Apple Maps is back in the news and you know what that means. (Yes, you do, Melba. Look inside yourself. You’ve always known.) It means it’s another excuse to complain about it being “not as good as” Google Maps.
Writing for The Inquirer, Roland Moore-Colyer says “Apple is reworking Maps to be less utterly dire.”
It’s true, it is the direst of mapping applications. It’s positively Fawcettian. Utterly Earhartian. A total cluster Scott.
CUPERTINO’S BIGGEST EMBARRASSMENT
IS EDDY CUE’S ON-STAGE DAD DANCING. FACT.
Apple Maps is set to get a complete overhaul from the ground up to attempt to attract people away from Google Maps.
Boy, you’d get the idea that more people use Google Maps on iOS than Apple Maps. Is that true? Well… no.
“Apple Maps, once a laughingstock, now dominates iPhones.”
Apple says its mapping service is now used more than three times as often as its next leading competitor…
And that was three years ago. Apple Maps has only gotten better in the intervening period so it’s probably a higher multiplier than that now.
When Apple Maps launched back in 2012 as part of iOS 6, it couldn’t even be described as a flawed masterpiece; it was so royally borked with missing locations and other such flaws that when Google Maps was released back on iOS, millions upon millions of Apple loons downloaded the app.
[turns to camera, raises eyebrow]
Setting aside the pejorative, there is no support provided for Moore-Coyler’s assertion that “millions upon millions” of people eschewed Apple Maps for the warm, privacy-sucking embrace of Google Maps. Maybe it was in the millions, but when Apple had sold about 450 million iPhones by the time Google released Google Maps for iOS in December of 2012, a little more precision is required to know if it’s a meaningful percentage.
Over the subsequent years, Apple did manage to improve Maps but it’s still considered sub-par when compared to other mapping services, like the aforementioned efforts by Google and the likes of Waze.
It may be “considered” to be that, but is that true? Certainly Arthur Grabowski’s results don’t portray Waze particularly well. Basically, he found that if you want to be lied to and told you’ll get to your destination faster when you really won’t, use Waze. Google’s data is considered the best and that certainly may be true, but data is just one reason to use a mapping app.

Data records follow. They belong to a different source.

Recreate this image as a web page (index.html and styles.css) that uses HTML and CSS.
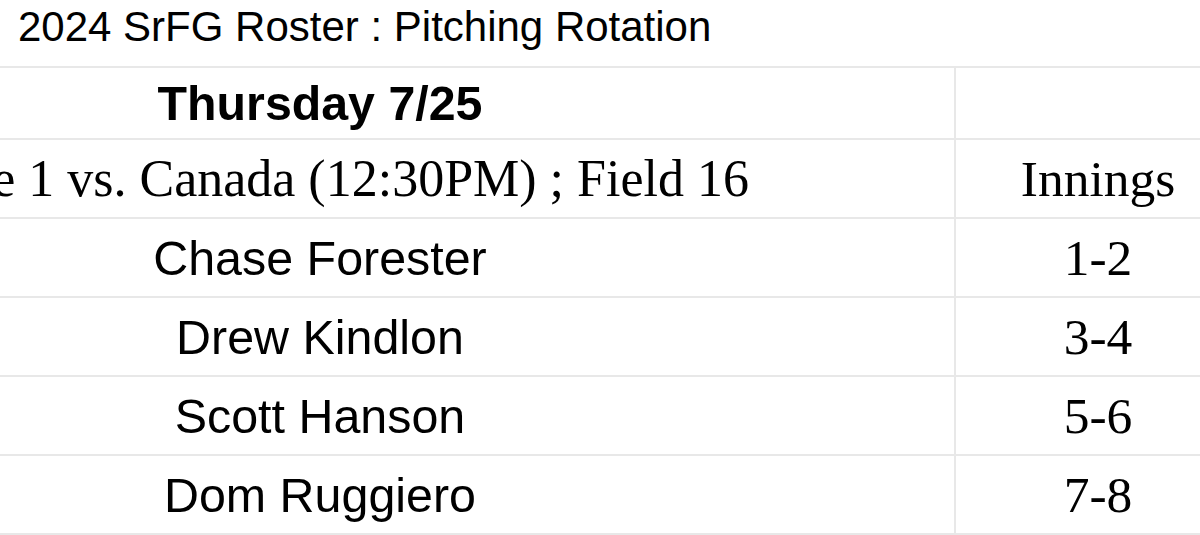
FILE: index.html
```html
<!DOCTYPE html>
<html>
<head>
<meta charset="utf-8">
<link rel="stylesheet" href="styles.css">
</head>
<body>
<div class="title">2024 SrFG Roster : Pitching Rotation</div>
<div class="sheet">
  <div class="cell main day">Thursday 7/25</div>
  <div class="cell side"></div>
  <div class="cell main game">Game 1 vs. Canada (12:30PM) ; Field 16</div>
  <div class="cell side serif">Innings</div>
  <div class="cell main name">Chase Forester</div>
  <div class="cell side serif">1-2</div>
  <div class="cell main name">Drew Kindlon</div>
  <div class="cell side serif">3-4</div>
  <div class="cell main name">Scott Hanson</div>
  <div class="cell side serif">5-6</div>
  <div class="cell main name">Dom Ruggiero</div>
  <div class="cell side serif">7-8</div>
</div>
</body>
</html>
```
FILE: styles.css
```css
html, body {
  margin: 0;
  padding: 0;
  background: #ffffff;
  overflow: hidden;
}
body {
  width: 1200px;
  height: 535px;
  color: #000;
}
.title {
  box-sizing: border-box;
  height: 66px;
  padding: 3px 0 0 18px;
  font-family: "Liberation Sans", Arial, sans-serif;
  font-size: 42px;
  line-height: 48px;
  white-space: nowrap;
}
.sheet {
  display: grid;
  grid-template-columns: 1270px 284px;
  grid-template-rows: 72px repeat(5, 79px);
  margin-left: -314px;
  width: 1554px;
  border-top: 2px solid #e8e8e8;
}
.cell {
  display: flex;
  align-items: center;
  justify-content: center;
  border-bottom: 2px solid #e8e8e8;
  white-space: nowrap;
  overflow: visible;
}
.main {
  border-right: 2px solid #e8e8e8;
}
.day {
  font-family: "Liberation Sans", Arial, sans-serif;
  font-weight: bold;
  font-size: 48.3px;
}
.game {
  font-family: "Liberation Serif", "Times New Roman", serif;
  font-size: 52px;
}
.name {
  font-family: "Liberation Sans", Arial, sans-serif;
  font-size: 48.4px;
}
.serif {
  font-family: "Liberation Serif", "Times New Roman", serif;
  font-size: 51.5px;
}
```
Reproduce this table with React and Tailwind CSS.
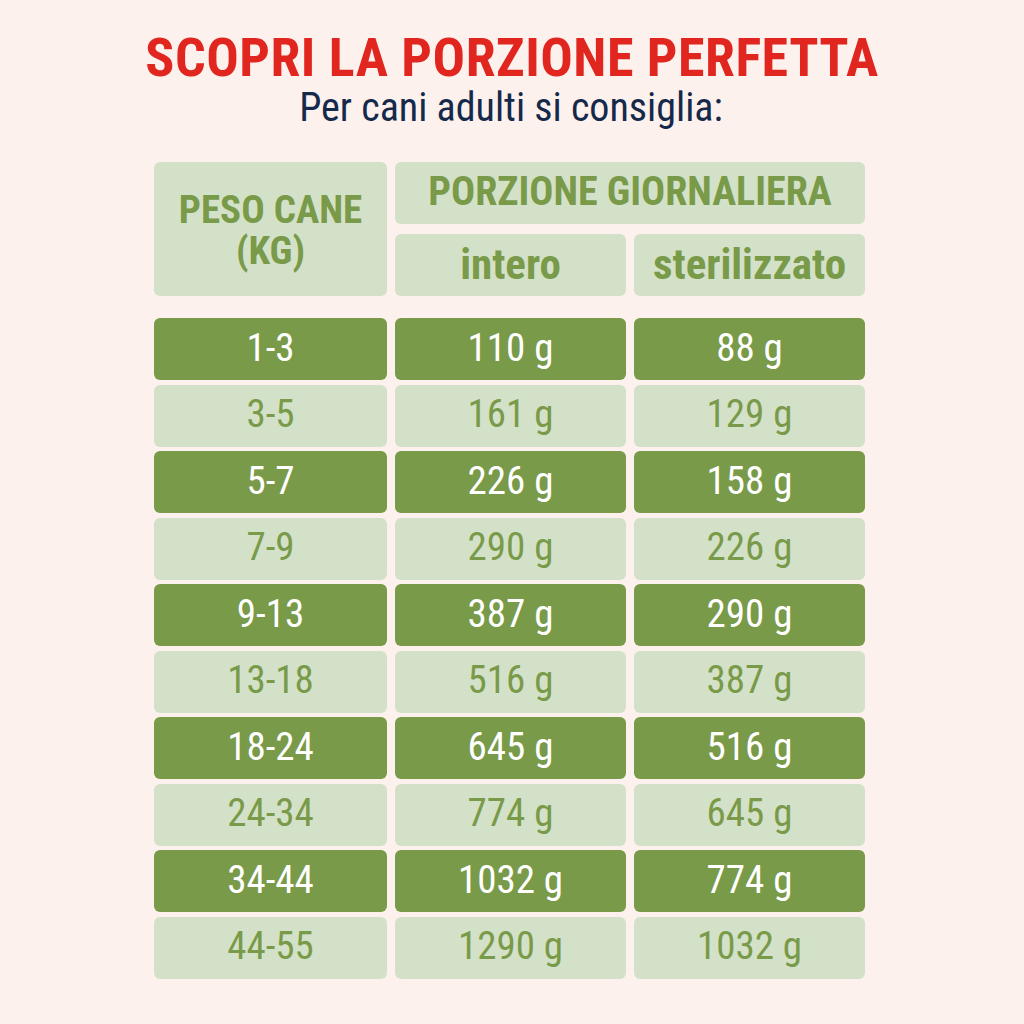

Writing for 9to5Mac, Bradley Chambers came up with “Five reasons to prefer Apple Maps over Google Maps.” The first is privacy, which is actually one of the big reasons Apple dumped Google as its Maps data provider back in 2012. In all discussions of the relative merits of Google and Apple services, however, privacy should not be considered. This is because of one very simply fact that you Apple loons haven’t thought of, and that is this: bingo bananatown with jelly on it.
There. Now we’ve settled that. Let us never speak of it again.
Maps did not start out great, but it’s gotten very good since. Is it the best right now? The Macalope’s not going to pass judgement on that, because some people will value certain features over others. But he will note that you have to actually consider its advantages to figure which is the best for you, instead of just sweeping them under the rug.